- **Your instructions**: Pictures stay out of the copy; set down each line of the listing below exactly.

..........

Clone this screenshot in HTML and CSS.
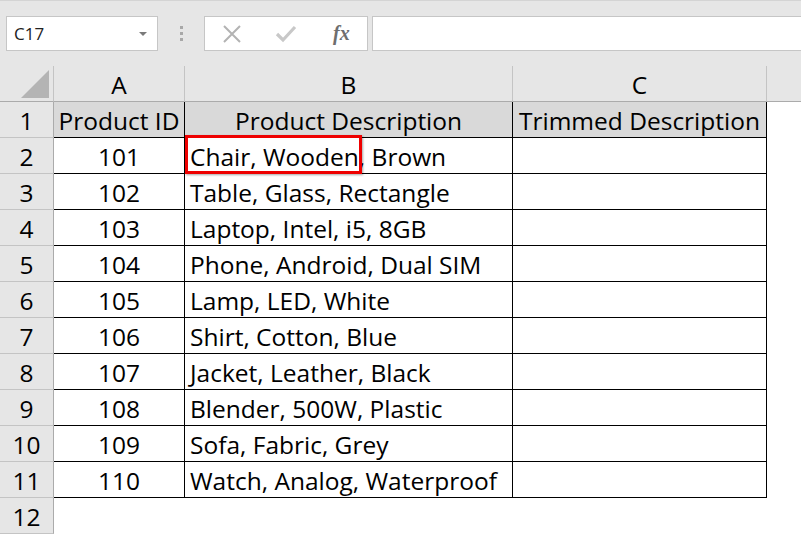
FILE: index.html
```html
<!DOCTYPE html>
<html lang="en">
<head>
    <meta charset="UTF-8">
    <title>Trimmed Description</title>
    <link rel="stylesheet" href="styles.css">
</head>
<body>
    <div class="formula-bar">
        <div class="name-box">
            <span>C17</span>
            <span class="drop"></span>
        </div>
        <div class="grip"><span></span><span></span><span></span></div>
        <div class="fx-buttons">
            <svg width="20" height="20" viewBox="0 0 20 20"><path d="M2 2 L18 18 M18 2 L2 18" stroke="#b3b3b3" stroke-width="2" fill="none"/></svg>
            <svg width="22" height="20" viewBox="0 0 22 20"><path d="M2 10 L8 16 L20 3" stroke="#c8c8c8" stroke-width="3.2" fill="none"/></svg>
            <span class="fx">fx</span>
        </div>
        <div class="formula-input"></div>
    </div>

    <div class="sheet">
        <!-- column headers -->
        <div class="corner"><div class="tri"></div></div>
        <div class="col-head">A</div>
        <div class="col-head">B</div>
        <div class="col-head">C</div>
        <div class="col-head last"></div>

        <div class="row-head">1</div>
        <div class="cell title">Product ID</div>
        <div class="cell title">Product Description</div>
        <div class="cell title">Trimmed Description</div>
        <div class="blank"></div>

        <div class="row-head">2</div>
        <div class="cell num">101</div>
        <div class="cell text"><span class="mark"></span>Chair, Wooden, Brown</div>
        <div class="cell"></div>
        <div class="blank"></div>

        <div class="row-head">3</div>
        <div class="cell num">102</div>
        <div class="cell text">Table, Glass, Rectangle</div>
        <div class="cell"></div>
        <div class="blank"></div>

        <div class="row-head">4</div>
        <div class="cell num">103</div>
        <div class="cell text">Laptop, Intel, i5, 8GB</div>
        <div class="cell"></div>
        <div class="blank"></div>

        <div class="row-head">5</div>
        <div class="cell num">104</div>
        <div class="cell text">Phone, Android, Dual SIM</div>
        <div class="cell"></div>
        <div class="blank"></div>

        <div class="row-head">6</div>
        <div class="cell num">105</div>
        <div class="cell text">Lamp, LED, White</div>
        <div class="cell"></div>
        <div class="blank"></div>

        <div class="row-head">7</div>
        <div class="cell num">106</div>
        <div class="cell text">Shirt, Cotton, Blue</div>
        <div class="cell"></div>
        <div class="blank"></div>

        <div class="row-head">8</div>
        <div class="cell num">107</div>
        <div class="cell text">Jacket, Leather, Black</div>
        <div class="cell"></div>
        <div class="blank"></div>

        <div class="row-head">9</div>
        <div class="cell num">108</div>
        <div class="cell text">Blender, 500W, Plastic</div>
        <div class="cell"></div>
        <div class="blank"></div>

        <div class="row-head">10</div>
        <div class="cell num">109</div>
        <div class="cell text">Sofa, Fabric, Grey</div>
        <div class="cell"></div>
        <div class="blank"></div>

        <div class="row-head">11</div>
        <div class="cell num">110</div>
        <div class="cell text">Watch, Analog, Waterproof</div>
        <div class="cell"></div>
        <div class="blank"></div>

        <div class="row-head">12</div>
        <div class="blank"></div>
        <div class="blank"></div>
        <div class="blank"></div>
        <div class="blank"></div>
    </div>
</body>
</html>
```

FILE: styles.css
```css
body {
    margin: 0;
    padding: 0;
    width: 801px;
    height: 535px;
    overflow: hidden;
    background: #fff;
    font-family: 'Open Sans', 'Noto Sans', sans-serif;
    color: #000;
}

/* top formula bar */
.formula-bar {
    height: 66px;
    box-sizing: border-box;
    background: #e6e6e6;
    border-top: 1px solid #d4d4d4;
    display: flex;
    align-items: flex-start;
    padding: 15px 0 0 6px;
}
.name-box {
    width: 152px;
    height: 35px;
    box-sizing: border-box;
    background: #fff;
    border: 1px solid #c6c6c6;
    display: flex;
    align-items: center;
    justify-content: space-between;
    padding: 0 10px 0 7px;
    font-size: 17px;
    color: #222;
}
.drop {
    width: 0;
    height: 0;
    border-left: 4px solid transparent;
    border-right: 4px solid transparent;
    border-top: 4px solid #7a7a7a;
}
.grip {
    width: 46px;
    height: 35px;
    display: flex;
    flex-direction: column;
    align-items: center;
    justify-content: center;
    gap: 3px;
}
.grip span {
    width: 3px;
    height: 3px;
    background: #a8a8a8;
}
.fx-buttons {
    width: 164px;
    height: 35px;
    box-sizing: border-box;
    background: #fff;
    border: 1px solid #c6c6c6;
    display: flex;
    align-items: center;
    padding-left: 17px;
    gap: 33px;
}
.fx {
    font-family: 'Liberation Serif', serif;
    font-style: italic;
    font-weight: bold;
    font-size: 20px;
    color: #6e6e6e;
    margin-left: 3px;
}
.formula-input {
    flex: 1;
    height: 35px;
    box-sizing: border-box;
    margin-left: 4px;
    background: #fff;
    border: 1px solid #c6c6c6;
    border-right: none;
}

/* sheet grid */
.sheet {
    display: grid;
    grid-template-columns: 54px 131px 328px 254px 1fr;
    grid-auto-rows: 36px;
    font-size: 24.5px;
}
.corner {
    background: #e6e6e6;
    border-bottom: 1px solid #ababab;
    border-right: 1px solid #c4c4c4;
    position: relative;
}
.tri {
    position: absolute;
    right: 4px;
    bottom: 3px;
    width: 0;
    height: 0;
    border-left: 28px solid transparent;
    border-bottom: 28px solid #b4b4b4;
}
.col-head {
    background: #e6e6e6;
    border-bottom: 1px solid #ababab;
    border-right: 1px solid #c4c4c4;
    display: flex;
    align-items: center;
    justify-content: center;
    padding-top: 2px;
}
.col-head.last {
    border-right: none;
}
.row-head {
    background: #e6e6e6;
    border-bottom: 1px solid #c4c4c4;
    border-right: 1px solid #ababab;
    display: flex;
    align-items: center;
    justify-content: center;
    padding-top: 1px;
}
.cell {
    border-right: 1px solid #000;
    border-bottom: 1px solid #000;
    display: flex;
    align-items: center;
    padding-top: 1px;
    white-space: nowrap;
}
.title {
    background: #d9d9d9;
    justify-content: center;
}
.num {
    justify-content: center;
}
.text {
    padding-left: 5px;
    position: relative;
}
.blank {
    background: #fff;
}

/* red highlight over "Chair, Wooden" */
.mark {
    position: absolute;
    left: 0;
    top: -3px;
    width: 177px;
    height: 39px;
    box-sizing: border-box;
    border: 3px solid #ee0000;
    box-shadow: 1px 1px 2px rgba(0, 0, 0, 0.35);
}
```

..........

- **Exercise answer**:
Clone this screenshot in HTML and CSS.
FILE: index.html
```html
<!DOCTYPE html>
<html lang="en">
<head>
    <meta charset="UTF-8">
    <title>Trimmed Description</title>
    <link rel="stylesheet" href="styles.css">
</head>
<body>
    <div class="formula-bar">
        <div class="name-box">
            <span>C17</span>
            <span class="drop"></span>
        </div>
        <div class="grip"><span></span><span></span><span></span></div>
        <div class="fx-buttons">
            <svg width="20" height="20" viewBox="0 0 20 20"><path d="M2 2 L18 18 M18 2 L2 18" stroke="#b3b3b3" stroke-width="2" fill="none"/></svg>
            <svg width="22" height="20" viewBox="0 0 22 20"><path d="M2 10 L8 16 L20 3" stroke="#c8c8c8" stroke-width="3.2" fill="none"/></svg>
            <span class="fx">fx</span>
        </div>
        <div class="formula-input"></div>
    </div>

    <div class="sheet">
        <!-- column headers -->
        <div class="corner"><div class="tri"></div></div>
        <div class="col-head">A</div>
        <div class="col-head">B</div>
        <div class="col-head">C</div>
        <div class="col-head last"></div>

        <div class="row-head">1</div>
        <div class="cell title">Product ID</div>
        <div class="cell title">Product Description</div>
        <div class="cell title">Trimmed Description</div>
        <div class="blank"></div>

        <div class="row-head">2</div>
        <div class="cell num">101</div>
        <div class="cell text"><span class="mark"></span>Chair, Wooden, Brown</div>
        <div class="cell"></div>
        <div class="blank"></div>

        <div class="row-head">3</div>
        <div class="cell num">102</div>
        <div class="cell text">Table, Glass, Rectangle</div>
        <div class="cell"></div>
        <div class="blank"></div>

        <div class="row-head">4</div>
        <div class="cell num">103</div>
        <div class="cell text">Laptop, Intel, i5, 8GB</div>
        <div class="cell"></div>
        <div class="blank"></div>

        <div class="row-head">5</div>
        <div class="cell num">104</div>
        <div class="cell text">Phone, Android, Dual SIM</div>
        <div class="cell"></div>
        <div class="blank"></div>

        <div class="row-head">6</div>
        <div class="cell num">105</div>
        <div class="cell text">Lamp, LED, White</div>
        <div class="cell"></div>
        <div class="blank"></div>

        <div class="row-head">7</div>
        <div class="cell num">106</div>
        <div class="cell text">Shirt, Cotton, Blue</div>
        <div class="cell"></div>
        <div class="blank"></div>

        <div class="row-head">8</div>
        <div class="cell num">107</div>
        <div class="cell text">Jacket, Leather, Black</div>
        <div class="cell"></div>
        <div class="blank"></div>

        <div class="row-head">9</div>
        <div class="cell num">108</div>
        <div class="cell text">Blender, 500W, Plastic</div>
        <div class="cell"></div>
        <div class="blank"></div>

        <div class="row-head">10</div>
        <div class="cell num">109</div>
        <div class="cell text">Sofa, Fabric, Grey</div>
        <div class="cell"></div>
        <div class="blank"></div>

        <div class="row-head">11</div>
        <div class="cell num">110</div>
        <div class="cell text">Watch, Analog, Waterproof</div>
        <div class="cell"></div>
        <div class="blank"></div>

        <div class="row-head">12</div>
        <div class="blank"></div>
        <div class="blank"></div>
        <div class="blank"></div>
        <div class="blank"></div>
    </div>
</body>
</html>
```

FILE: styles.css
```css
body {
    margin: 0;
    padding: 0;
    width: 801px;
    height: 535px;
    overflow: hidden;
    background: #fff;
    font-family: 'Open Sans', 'Noto Sans', sans-serif;
    color: #000;
}

/* top formula bar */
.formula-bar {
    height: 66px;
    box-sizing: border-box;
    background: #e6e6e6;
    border-top: 1px solid #d4d4d4;
    display: flex;
    align-items: flex-start;
    padding: 15px 0 0 6px;
}
.name-box {
    width: 152px;
    height: 35px;
    box-sizing: border-box;
    background: #fff;
    border: 1px solid #c6c6c6;
    display: flex;
    align-items: center;
    justify-content: space-between;
    padding: 0 10px 0 7px;
    font-size: 17px;
    color: #222;
}
.drop {
    width: 0;
    height: 0;
    border-left: 4px solid transparent;
    border-right: 4px solid transparent;
    border-top: 4px solid #7a7a7a;
}
.grip {
    width: 46px;
    height: 35px;
    display: flex;
    flex-direction: column;
    align-items: center;
    justify-content: center;
    gap: 3px;
}
.grip span {
    width: 3px;
    height: 3px;
    background: #a8a8a8;
}
.fx-buttons {
    width: 164px;
    height: 35px;
    box-sizing: border-box;
    background: #fff;
    border: 1px solid #c6c6c6;
    display: flex;
    align-items: center;
    padding-left: 17px;
    gap: 33px;
}
.fx {
    font-family: 'Liberation Serif', serif;
    font-style: italic;
    font-weight: bold;
    font-size: 20px;
    color: #6e6e6e;
    margin-left: 3px;
}
.formula-input {
    flex: 1;
    height: 35px;
    box-sizing: border-box;
    margin-left: 4px;
    background: #fff;
    border: 1px solid #c6c6c6;
    border-right: none;
}

/* sheet grid */
.sheet {
    display: grid;
    grid-template-columns: 54px 131px 328px 254px 1fr;
    grid-auto-rows: 36px;
    font-size: 24.5px;
}
.corner {
    background: #e6e6e6;
    border-bottom: 1px solid #ababab;
    border-right: 1px solid #c4c4c4;
    position: relative;
}
.tri {
    position: absolute;
    right: 4px;
    bottom: 3px;
    width: 0;
    height: 0;
    border-left: 28px solid transparent;
    border-bottom: 28px solid #b4b4b4;
}
.col-head {
    background: #e6e6e6;
    border-bottom: 1px solid #ababab;
    border-right: 1px solid #c4c4c4;
    display: flex;
    align-items: center;
    justify-content: center;
    padding-top: 2px;
}
.col-head.last {
    border-right: none;
}
.row-head {
    background: #e6e6e6;
    border-bottom: 1px solid #c4c4c4;
    border-right: 1px solid #ababab;
    display: flex;
    align-items: center;
    justify-content: center;
    padding-top: 1px;
}
.cell {
    border-right: 1px solid #000;
    border-bottom: 1px solid #000;
    display: flex;
    align-items: center;
    padding-top: 1px;
    white-space: nowrap;
}
.title {
    background: #d9d9d9;
    justify-content: center;
}
.num {
    justify-content: center;
}
.text {
    padding-left: 5px;
    position: relative;
}
.blank {
    background: #fff;
}

/* red highlight over "Chair, Wooden" */
.mark {
    position: absolute;
    left: 0;
    top: -3px;
    width: 177px;
    height: 39px;
    box-sizing: border-box;
    border: 3px solid #ee0000;
    box-shadow: 1px 1px 2px rgba(0, 0, 0, 0.35);
}
```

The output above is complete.